Geometric Deep Learning Grids, Groups, Graphs, Geodesics, and Gauges, p.73 It was in a short discussion about why ResNets work well and it struck me as an interesting point, although I have little intuition for why it is true. Since reading that, I have been thinking about how this might apply in other architectures and training setups. Why do diffusion models work so well? In the Ho et al. paper Denoising Diffusion Probabilistic Models, they reparametrize the reverse process of the diffusion model¹ to train the network to learn the perturbation² rather than the signal. In some sense, this is modelling the velocity³. They find that it performs at least as well, and in some cases better, than the more intuitive formulation before reparametrizing.

I get a similar feeling from transformers, although not as clear. The query, key, and value in an attention layer are all derived from the input data. The dot product between them means that at the output of an attention layer we have an output that is a higher-order representation of the input⁴. This is something that common operations such as convolutions of fully connected layers don’t allow, and none of the popular non-linearities used as activations provide this either. Granted, higher order description is not the same as learning velocity, but I feel like it is worth exploring⁵.

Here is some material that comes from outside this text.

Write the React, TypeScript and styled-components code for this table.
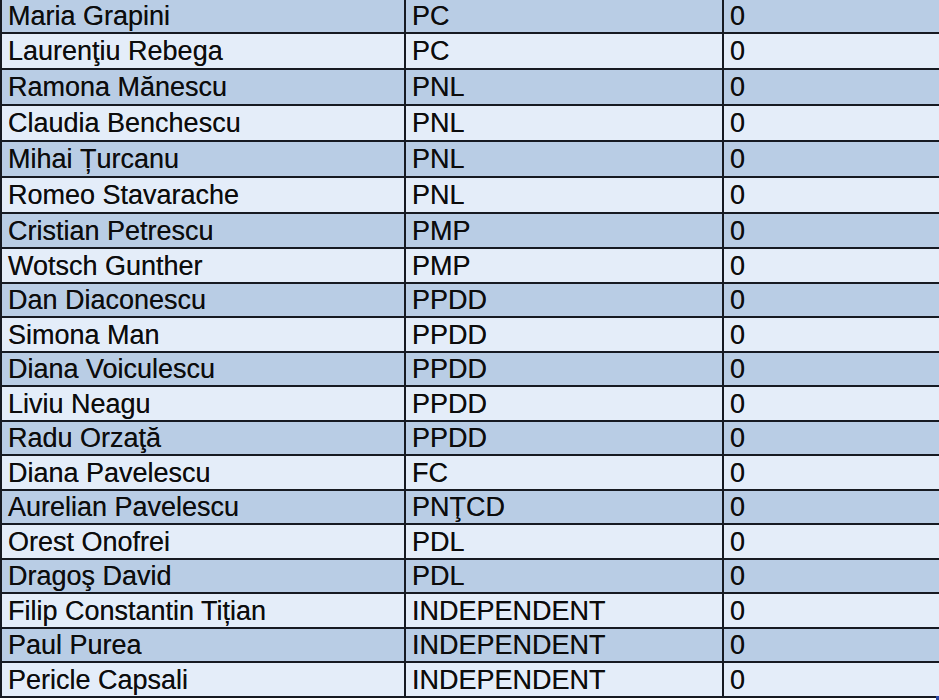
import React from "react";
import styled, { createGlobalStyle } from "styled-components";

interface Member {
    name: string;
    party: string;
    votes: number;
}

const members: Member[] = [
    { name: "Maria Grapini", party: "PC", votes: 0 },
    { name: "Laurenţiu Rebega", party: "PC", votes: 0 },
    { name: "Ramona Mănescu", party: "PNL", votes: 0 },
    { name: "Claudia Benchescu", party: "PNL", votes: 0 },
    { name: "Mihai Țurcanu", party: "PNL", votes: 0 },
    { name: "Romeo Stavarache", party: "PNL", votes: 0 },
    { name: "Cristian Petrescu", party: "PMP", votes: 0 },
    { name: "Wotsch Gunther", party: "PMP", votes: 0 },
    { name: "Dan Diaconescu", party: "PPDD", votes: 0 },
    { name: "Simona Man", party: "PPDD", votes: 0 },
    { name: "Diana Voiculescu", party: "PPDD", votes: 0 },
    { name: "Liviu Neagu", party: "PPDD", votes: 0 },
    { name: "Radu Orzaţă", party: "PPDD", votes: 0 },
    { name: "Diana Pavelescu", party: "FC", votes: 0 },
    { name: "Aurelian Pavelescu", party: "PNŢCD", votes: 0 },
    { name: "Orest Onofrei", party: "PDL", votes: 0 },
    { name: "Dragoş David", party: "PDL", votes: 0 },
    { name: "Filip Constantin Tițian", party: "INDEPENDENT", votes: 0 },
    { name: "Paul Purea", party: "INDEPENDENT", votes: 0 },
    { name: "Pericle Capsali", party: "INDEPENDENT", votes: 0 },
];

// row heights (with the 2px bottom line) as they appear in the sheet
const rowHeights = [34, 36, 36, 36, 36, 36, 35, 35, 34, 35, 34, 35, 34, 35, 34, 35, 34, 35, 34, 35];

const GlobalStyle = createGlobalStyle`
    html, body {
        margin: 0;
        padding: 0;
        background: #ffffff;
        overflow: hidden;
    }
`;

const Sheet = styled.div`
    position: relative;
    width: 939px;
    height: 700px;
    overflow: hidden;
    font-family: "Liberation Sans", Arial, sans-serif;
    font-size: 27px;
    color: #0c0c0c;
`;

const Row = styled.div<{ $striped: boolean }>`
    display: grid;
    grid-template-columns: 404px 318px 1fr;
    box-sizing: border-box;
    border-bottom: 2px solid #161a22;
    background: ${(p) => (p.$striped ? "#b9cde5" : "#e4edf9")};
`;

const Cell = styled.div`
    display: flex;
    align-items: center;
    box-sizing: border-box;
    border-left: 2px solid #161a22;
    padding: 1px 0 0 6px;
    white-space: nowrap;
    overflow: hidden;
    line-height: 1;
    text-shadow: 0 0 0.4px rgba(0, 0, 0, 0.6);
`;

const FillHandle = styled.div`
    position: absolute;
    right: 0;
    bottom: 0;
    width: 3px;
    height: 4px;
    background: #2a4aa8;
`;

const App: React.FC = () => {
    return (
        <>
            <GlobalStyle />
            <Sheet>
                {members.map((m, i) => (
                    <Row key={m.name} $striped={i % 2 === 0} style={{ height: rowHeights[i] }}>
                        <Cell>{m.name}</Cell>
                        <Cell>{m.party}</Cell>
                        <Cell>{m.votes}</Cell>
                    </Row>
                ))}
                <FillHandle />
            </Sheet>
        </>
    );
};

export default App;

Which is the part where they take a noisy image and turn it into a slightly less noisy image ↩
Here, the noise added at a given step in the forward process ↩
Or at least a difference, let’s say those are the same in this case. ↩
Is it third order? I still struggle to understand the respective roles of query, key and value. They all seem like embeddings to me. ↩
Especially when transformers might be doing gradient descent on the context? See Transformers learn in-context by gradient descent by von Oswald et al. ↩